Students from China, citing concerns over crime and safety in and around the campus of Syracuse University, are calling on the institution to make an account with WeChat -- a social media platform controlled by the Chinese government. According to Yaqi Kang, a Syracuse University student and president of the campus China Student Development Think Tank, the university would be better able to communicate with Chinese students and their families with a WeChat account.
In the fall of 2016, Xiaopeng “Pippen” Yuan -- a student from China -- was murdered at an apartment complex in Dewitt -- a suburb of Syracuse, New York. At 23, Yuan had achieved the status of junior at Syracuse University after arriving in 2011. The murder shook the Chinese community in Syracuse.

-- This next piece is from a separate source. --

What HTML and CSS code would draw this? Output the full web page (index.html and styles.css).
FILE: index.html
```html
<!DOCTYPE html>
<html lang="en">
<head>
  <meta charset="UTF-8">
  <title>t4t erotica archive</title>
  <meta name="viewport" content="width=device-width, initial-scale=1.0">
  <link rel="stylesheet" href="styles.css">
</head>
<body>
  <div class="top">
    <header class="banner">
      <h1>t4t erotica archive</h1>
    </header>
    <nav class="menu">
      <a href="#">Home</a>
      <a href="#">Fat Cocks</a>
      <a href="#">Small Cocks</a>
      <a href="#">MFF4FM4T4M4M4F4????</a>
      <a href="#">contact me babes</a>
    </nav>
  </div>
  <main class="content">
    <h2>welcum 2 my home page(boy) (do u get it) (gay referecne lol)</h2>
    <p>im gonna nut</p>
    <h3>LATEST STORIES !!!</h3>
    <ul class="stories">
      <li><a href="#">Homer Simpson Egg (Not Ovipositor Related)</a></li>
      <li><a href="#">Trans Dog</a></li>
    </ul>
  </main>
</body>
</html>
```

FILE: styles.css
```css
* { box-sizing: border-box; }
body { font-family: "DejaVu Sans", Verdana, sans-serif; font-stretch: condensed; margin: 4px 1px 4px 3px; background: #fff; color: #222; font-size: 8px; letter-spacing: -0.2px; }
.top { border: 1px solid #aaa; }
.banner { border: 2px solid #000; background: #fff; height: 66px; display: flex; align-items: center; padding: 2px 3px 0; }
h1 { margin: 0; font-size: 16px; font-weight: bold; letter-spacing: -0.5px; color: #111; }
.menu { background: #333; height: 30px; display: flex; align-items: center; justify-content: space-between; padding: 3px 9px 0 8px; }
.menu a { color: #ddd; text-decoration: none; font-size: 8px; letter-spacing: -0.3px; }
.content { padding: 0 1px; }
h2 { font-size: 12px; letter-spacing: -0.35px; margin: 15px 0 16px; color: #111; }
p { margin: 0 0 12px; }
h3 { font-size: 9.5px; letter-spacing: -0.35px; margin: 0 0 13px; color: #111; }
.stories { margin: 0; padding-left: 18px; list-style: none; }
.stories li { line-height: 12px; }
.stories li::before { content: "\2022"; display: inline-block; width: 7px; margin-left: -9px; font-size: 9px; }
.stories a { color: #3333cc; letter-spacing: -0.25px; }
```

According to the Daily Orange, Syracuse University had begun exploring WeChat and Weibo as possible social media tools. WeChat has almost one billion users, most of whom are in China. Weibo is also a Chinese social media website. However, according to WeChat’s company policy, only entities with a physical address in China with a Chinese citizen serving as account administrator are eligible to set up an account. The university is still seeking a way to obtain an official WeChat account.
However, the university has begun using WeChat and Weibo to communicate with students and their families in China. The Daily Orange quoted Rebecca Reed Kantrowitz -- interim senior associate vice president for the student experience and dean of students -- that based on feedback from Chinese students, Syracuse University has begun using both WeChat and Weibo to share content in Chinese with current and prospective students. While students from China do not usually check emails, Kantrowitz told the Daily Orange, they do check their WeChat accounts almost constantly.
According to Kang, Chinese students are not likely to ask the university directly when they face a problem. Instead, she said that they reach out to fellow Chinese. She said that WeChat is used by all age groups in China, and allows parents to know that their children are doing. As for problems Chinese students face, Kang said, “The problems kind of come from a cultural difference … international students have different problems than local students.”
Kang cited a 2017 survey of 400 Chinese students, of whom 80 percent claimed to have “encountered a dangerous situation” in the city of Syracuse. Many Chinese students live in off-campus housing, prompting the university’s Department of Public Safety to patrol those areas and beef up their presence. Currently, about 10 percent of the student body at Syracuse University are Chinese nationals.
Kang is seeking to create an “off-campus ambassador” position with the university’s Office of Off-Campus and Commuter Services to help students find off-campus housing. She was quoted by the Daily Orange as saying that some Chinese students are reluctant to use a telephone to talk to English-speakers because of their own lack of proficiency in English. Because of their language barrier, Kang said, many choose not to report incidents. last year to create an “off-campus ambassador” position to help students find better and safer places to live, Kang said.
The China Student Development Think Tank was founded in 2014 by Shuai (Alexander) You at Syracuse University. According to his LinkedIn account, the purpose of CDSTT is as an “intellectual platform for communication, internship, and research project regarding China’s political economic reform, Sino-U.S. relations, and Asian Pacific sustainable development.”
According to You, he raised almost $300,000 to finance research and found CDSTT chapters at other U.S. universities. CDSTT sponsors student interns who work at Chinese government institutions, such as China’s Ministry of Finance, the Central Bank, and the Chongyang Institute. You is currently pursuing a Master’s degree at Georgetown University.
Webchat has been criticized by civil liberties advocates because of Chinese government censorship. In Chinese, WeChat is used for a wide range of applications that include messaging, money transfers, news searches, and ordering a taxi. However, WeChat prohibits political discussions in a group. Citizen Lab, a research group based in Canada, found evidence that political content triggers censors and is updated as the sensitive material evolves. The group specifically examined how China’s government targeted hundreds of human rights advocates during the so-called “709 Crackdown” that began on July 9, 2015.